## TASK PROMPT
Starting with the first line of the data below, copy each line up to and including the one containing "0C8.500 0 .5". Pictures stay out.

## SUPPLIED INFORMATION
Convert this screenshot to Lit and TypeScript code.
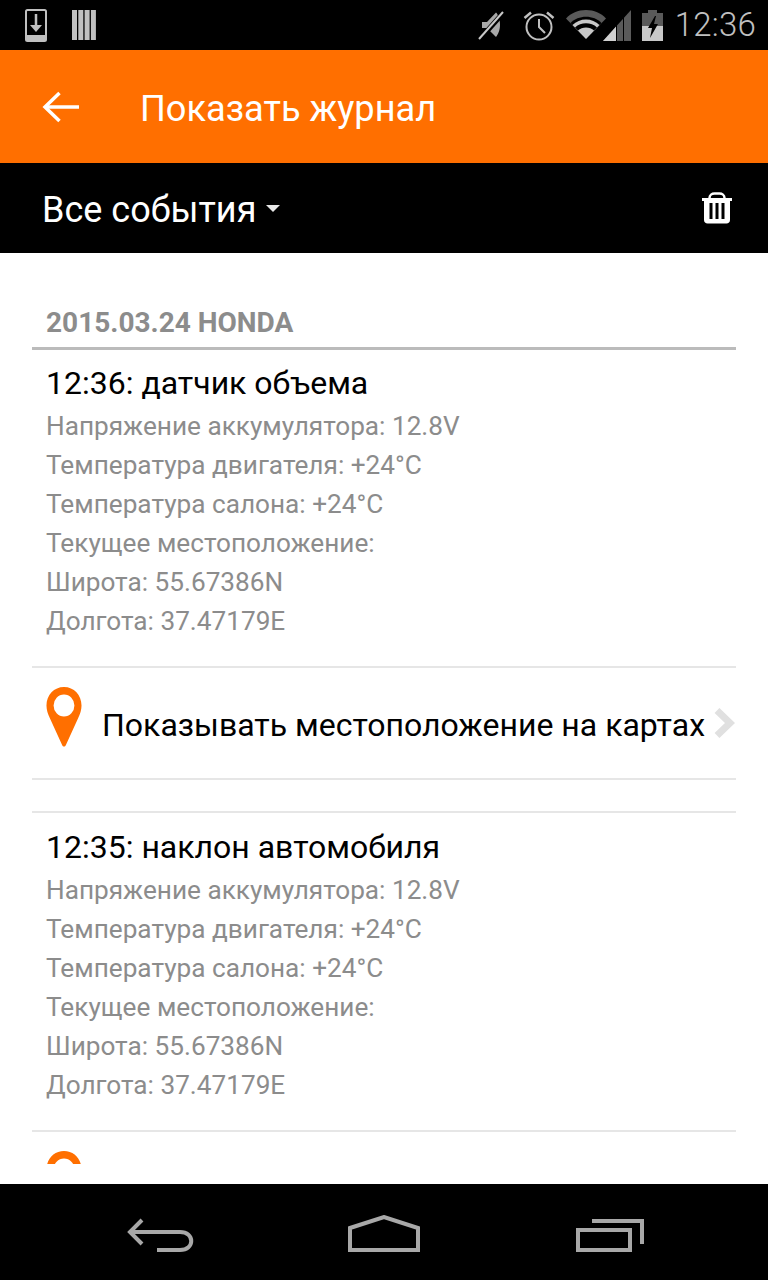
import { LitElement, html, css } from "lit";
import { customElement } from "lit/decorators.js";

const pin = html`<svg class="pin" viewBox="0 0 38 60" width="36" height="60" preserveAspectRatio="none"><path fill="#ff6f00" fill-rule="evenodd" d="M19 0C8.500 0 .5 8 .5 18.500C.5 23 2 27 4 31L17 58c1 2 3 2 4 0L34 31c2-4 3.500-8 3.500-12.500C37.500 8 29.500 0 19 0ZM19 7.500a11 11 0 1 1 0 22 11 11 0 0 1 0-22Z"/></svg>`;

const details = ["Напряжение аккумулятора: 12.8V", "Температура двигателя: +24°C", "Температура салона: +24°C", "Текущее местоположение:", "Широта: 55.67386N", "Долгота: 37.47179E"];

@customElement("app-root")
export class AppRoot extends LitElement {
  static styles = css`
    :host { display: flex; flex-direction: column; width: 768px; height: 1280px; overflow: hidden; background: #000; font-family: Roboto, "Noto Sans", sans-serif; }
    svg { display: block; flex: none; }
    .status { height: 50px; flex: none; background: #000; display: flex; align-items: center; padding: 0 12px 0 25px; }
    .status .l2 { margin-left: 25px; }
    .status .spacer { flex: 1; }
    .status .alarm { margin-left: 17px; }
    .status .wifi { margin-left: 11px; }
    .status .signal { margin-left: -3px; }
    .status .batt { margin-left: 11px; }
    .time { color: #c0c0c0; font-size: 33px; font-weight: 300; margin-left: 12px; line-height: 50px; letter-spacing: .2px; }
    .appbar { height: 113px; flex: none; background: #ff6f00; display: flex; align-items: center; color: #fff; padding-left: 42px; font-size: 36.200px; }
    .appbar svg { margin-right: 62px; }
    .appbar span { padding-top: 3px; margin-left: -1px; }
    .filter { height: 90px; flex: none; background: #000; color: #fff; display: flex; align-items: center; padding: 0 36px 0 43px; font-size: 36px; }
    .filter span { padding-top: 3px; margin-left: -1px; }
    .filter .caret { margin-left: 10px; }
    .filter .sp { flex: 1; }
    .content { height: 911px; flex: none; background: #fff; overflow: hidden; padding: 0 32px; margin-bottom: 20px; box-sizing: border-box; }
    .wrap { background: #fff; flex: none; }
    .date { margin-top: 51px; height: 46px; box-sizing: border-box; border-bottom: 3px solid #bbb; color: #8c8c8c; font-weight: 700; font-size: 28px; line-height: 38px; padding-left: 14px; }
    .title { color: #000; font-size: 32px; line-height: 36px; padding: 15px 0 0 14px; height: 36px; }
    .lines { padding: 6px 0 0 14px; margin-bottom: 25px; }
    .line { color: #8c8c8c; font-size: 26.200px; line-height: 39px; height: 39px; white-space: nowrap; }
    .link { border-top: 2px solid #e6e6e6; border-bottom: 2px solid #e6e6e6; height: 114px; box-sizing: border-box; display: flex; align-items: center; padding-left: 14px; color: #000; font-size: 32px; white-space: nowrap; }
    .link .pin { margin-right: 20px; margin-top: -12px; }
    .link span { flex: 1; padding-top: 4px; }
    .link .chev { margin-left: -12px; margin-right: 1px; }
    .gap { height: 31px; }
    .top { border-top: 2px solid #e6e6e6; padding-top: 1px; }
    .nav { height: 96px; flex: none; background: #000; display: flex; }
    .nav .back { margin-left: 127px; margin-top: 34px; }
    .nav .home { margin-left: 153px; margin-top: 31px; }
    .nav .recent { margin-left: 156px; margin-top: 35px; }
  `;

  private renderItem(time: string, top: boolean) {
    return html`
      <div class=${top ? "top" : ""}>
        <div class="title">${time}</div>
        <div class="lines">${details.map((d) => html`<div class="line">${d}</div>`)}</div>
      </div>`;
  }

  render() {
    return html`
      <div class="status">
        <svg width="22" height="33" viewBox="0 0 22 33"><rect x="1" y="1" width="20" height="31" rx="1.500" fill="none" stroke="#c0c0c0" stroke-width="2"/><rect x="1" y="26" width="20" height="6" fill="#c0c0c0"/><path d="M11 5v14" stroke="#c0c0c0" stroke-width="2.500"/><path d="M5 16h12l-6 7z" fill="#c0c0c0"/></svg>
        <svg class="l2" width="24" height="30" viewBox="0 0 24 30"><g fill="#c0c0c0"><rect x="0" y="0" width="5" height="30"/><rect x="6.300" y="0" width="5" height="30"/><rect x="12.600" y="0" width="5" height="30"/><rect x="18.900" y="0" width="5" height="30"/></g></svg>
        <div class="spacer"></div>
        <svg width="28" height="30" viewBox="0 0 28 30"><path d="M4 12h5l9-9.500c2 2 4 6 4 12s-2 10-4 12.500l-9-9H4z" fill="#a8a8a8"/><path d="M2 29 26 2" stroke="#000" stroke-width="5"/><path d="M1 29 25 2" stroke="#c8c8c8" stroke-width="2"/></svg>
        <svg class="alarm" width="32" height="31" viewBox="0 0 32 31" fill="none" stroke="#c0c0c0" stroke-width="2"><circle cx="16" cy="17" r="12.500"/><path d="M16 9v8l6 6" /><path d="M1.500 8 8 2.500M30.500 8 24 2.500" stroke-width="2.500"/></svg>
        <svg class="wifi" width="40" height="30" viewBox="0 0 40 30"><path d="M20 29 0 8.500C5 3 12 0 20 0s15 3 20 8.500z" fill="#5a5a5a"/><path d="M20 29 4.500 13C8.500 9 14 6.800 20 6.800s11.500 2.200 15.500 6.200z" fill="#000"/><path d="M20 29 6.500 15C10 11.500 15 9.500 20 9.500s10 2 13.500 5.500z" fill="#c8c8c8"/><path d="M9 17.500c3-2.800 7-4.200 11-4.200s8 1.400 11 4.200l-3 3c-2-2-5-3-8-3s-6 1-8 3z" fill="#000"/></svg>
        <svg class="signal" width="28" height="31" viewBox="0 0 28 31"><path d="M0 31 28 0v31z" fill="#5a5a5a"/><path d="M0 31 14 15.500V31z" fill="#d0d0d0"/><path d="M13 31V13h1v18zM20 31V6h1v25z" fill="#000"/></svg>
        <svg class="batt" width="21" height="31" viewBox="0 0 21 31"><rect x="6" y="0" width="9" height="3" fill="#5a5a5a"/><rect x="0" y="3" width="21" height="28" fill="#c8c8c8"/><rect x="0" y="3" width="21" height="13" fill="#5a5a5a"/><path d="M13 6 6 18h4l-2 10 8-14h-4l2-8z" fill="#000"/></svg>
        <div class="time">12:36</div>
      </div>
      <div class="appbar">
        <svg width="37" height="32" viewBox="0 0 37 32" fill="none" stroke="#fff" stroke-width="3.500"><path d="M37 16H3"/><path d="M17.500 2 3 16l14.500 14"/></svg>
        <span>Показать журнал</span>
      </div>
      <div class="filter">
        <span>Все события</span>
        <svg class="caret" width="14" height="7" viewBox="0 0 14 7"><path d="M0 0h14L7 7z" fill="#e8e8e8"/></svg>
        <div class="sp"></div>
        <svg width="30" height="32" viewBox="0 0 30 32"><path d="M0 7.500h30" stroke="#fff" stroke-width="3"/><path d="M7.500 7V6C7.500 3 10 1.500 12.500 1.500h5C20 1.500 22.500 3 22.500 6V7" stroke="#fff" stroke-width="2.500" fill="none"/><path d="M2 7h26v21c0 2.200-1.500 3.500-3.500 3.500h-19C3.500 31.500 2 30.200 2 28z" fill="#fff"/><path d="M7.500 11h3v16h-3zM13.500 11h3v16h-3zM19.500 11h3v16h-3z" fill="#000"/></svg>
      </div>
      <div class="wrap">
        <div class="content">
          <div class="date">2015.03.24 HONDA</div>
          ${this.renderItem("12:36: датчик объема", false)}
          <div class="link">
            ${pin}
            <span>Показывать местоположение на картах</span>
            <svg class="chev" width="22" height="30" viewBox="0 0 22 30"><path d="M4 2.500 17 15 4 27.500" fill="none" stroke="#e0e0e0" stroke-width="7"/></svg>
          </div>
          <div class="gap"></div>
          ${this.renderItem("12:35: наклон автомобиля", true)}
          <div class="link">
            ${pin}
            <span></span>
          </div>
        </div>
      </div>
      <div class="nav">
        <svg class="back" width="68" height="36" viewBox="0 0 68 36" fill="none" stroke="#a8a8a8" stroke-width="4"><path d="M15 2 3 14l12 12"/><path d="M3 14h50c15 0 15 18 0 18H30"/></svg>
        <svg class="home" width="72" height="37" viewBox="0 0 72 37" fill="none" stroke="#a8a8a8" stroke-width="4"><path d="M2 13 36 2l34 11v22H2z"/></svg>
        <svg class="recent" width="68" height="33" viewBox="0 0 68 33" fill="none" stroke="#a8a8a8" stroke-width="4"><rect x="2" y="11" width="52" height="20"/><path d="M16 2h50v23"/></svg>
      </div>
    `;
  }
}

## THE RESULT
Convert this screenshot to Lit and TypeScript code.
import { LitElement, html, css } from "lit";
import { customElement } from "lit/decorators.js";

const pin = html`<svg class="pin" viewBox="0 0 38 60" width="36" height="60" preserveAspectRatio="none"><path fill="#ff6f00" fill-rule="evenodd" d="M19 0C8.500 0 .5 8 .5 18.500C.5 23 2 27 4 31L17 58c1 2 3 2 4 0L34 31c2-4 3.500-8 3.500-12.500C37.500 8 29.500 0 19 0ZM19 7.500a11 11 0 1 1 0 22 11 11 0 0 1 0-22Z"/></svg>`;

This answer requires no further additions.